In deze zaak heeft de kantonrechter van de Rechtbank Amsterdam op 10 november 2020 uitspraak gedaan in een geschil tussen een muzikante, aangeduid als eiseres, en haar voormalige werkgevers, de stichtingen Het Balletorkest en Stichting Remplaçanten. Eiseres, die tussen 2013 en 2018 als remplaçant aan het Balletorkest verbonden was, stelde dat zij sinds 31 juli 2018 recht had op een arbeidsovereenkomst voor onbepaalde tijd met een werkweek van 51 uur per maand (0,4 fte) tegen het cao-loon. De zaak kwam voor de rechter na een tussenvonnis op 14 juli 2020, waarin de rechter al had geoordeeld dat er sprake was van een arbeidsovereenkomst.

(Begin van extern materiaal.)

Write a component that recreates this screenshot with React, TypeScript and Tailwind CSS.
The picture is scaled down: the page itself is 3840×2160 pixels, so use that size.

Eiseres vorderde achterstallig loon, vakantiegeld en andere emolumenten op basis van de toepasselijke cao. De kantonrechter oordeelde dat de vordering tot betaling van € 34.026,80 bruto aan achterstallig loon over de periode van juni 2018 tot augustus 2020 toewijsbaar was, evenals het gevorderde vakantiegeld van € 2.722,14. De rechter wees ook andere vorderingen toe, zoals een eindejaarsuitkering en kosten voor instrumentenonderhoud. De vordering tegen de Stichting Remplaçanten werd afgewezen, omdat eiseres niet voldoende had aangetoond dat deze stichting nog een actieve werkgeversrol vervulde.
De kantonrechter heeft de werkgever, Het Balletorkest, veroordeeld om eiseres binnen 24 uur in staat te stellen haar werkzaamheden te hervatten, op straffe van een dwangsom. Daarnaast werd Het Balletorkest veroordeeld in de proceskosten. De uitspraak benadrukt de rechten van werknemers op basis van cao-bepalingen en de noodzaak voor werkgevers om aan hun verplichtingen te voldoen.